Since 1910 the average annual return for US equities, excluding dividends, has been a scant 2.2%. The other 6% of the long-term return resulted from dividends and their reinvestment. This should not be a surprise to anyone since equities yielded more than bonds from 1910 to 1958. In the short run, price dominates return - over longer periods of time the reinvestment of dividends has a large impact.

An illustration of the power of dividend reinvestment

To illustrate the power of dividend reinvestment, we reviewed TD Bank's performance from March 31, 1990 to December 31, 2006. While it can be dangerous to generalize based on the results of one company, the example is instructive. 

In our calculations, we assumed an investment of $1,250 each quarter ($5,000 a year) with and without re-investment of dividends in TD stock. During this period, the stock price rose from $8.88 in March of 1990, to $44.20 in September of 2000 and then retreated to $27.77 at the end of September 2002 before closing at $69.72 on December 31, 2006. Meanwhile, the dividend rose from $0.38 a year in 1990 to its present $1.92 per share. 

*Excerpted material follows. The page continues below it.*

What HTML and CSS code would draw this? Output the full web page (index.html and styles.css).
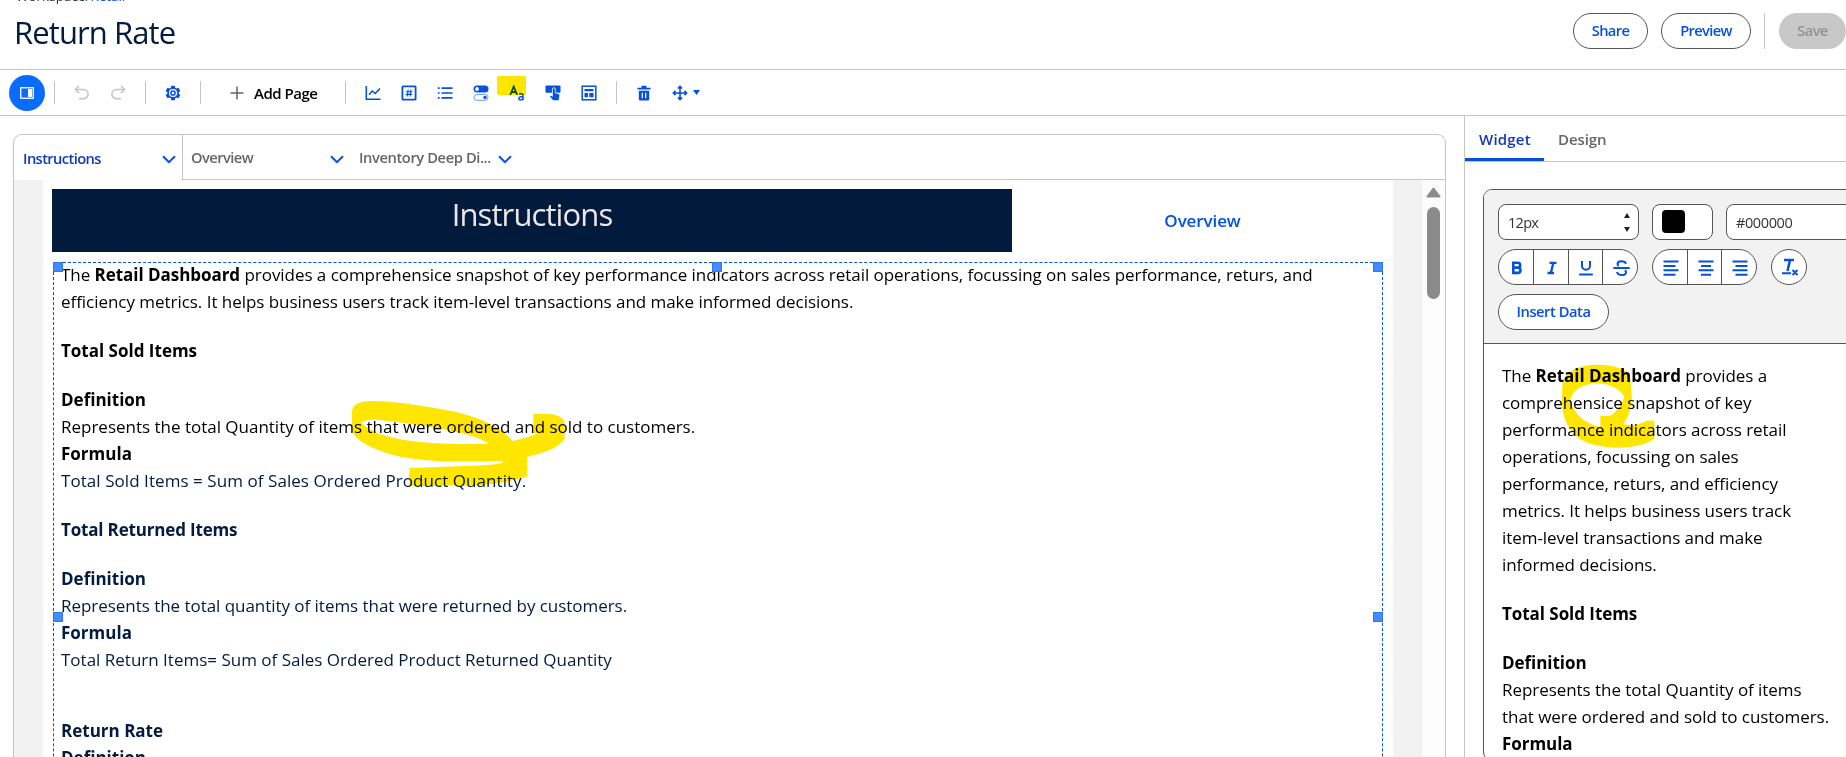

During this period, the annualized return attributable to stock price appreciation (i.e. assuming no dividends) was 14.2%. Adding the impact of dividend reinvestment increases the annualized return on TD stock by 3.75% per year to 18.0% over the period. The most interesting observation, however, is what happened to the dividend "yield at cost". 

The dividend yield at cost is equal to the total dividend payout at any particular time divided by the total cost paid for the stock. Over the 16-year period considered, TD Bank's dividend yield at cost rose steadily from 2.4% to 8.7%. Although dividend yields during the period didn't increase materially (they bounced around between a low of 1.9% and a high of 4.7%), the absolute increase in dividend payments and the reinvestment of those dividends paid off handsomely. 

US Tax Reform

In 1954, US couples could exempt $100 of dividends received each year for tax purposes - this doubled to $200 in 1964 and doubled again to $400 in 1980 (almost US$1,000 in today's prices). This changed in 1986 - the US government wanted a piece of the dividend pie and therefore repealed the dividend exemption in the 1986 Tax Reform Act. After 17 years without any tax relief the Bush administration is now considering changing the way dividends are taxed.

Today, when a US company earns $1, it pays 35 cents in corporate taxes. If it then distributes a 65-cent dividend to a shareholder, that shareholder is often required to pay an additional 39% tax on the dividend. After tax, there is only 40 cents left. This represents an overall tax rate of almost 60%.

For this reason corporations have limited the amount of dividends they have paid and have been increasing the amount of shares they buy back from investors. (By repurchasing shares, corporations increase the equity represented by each share.)

Currently the dividend yield on the S&P 500 is a paltry 1.8%. Adding back the value of share repurchases, however, results in a yield of 3.25%. This represents a significant gain compared to the 1.15% that treasury bills yield.

The Bush tax plan may eliminate the corporate tax on dividends but will most likely re-instate a dividend tax exemption for individuals. The result of such a change would be to increase the after-tax rate of return on all dividend-paying stocks that should lead to higher prices for these companies. As a result of these potential changes, a dividend-paying stock that had provided a 3% after-tax yield could all of a sudden yield 5%.

To summarize:

   1. Dividends are an important contributor to long-term equity performance

   2. Future dividend yields are likely to lie somewhere between the minimal payments of the late 1990's and the higher yields of 100 years ago

   3. The Bush tax reforms could result in higher prices for dividend paying stocks and more companies starting to pay dividends

It seems that after all these years dividends are regaining their importance in investing.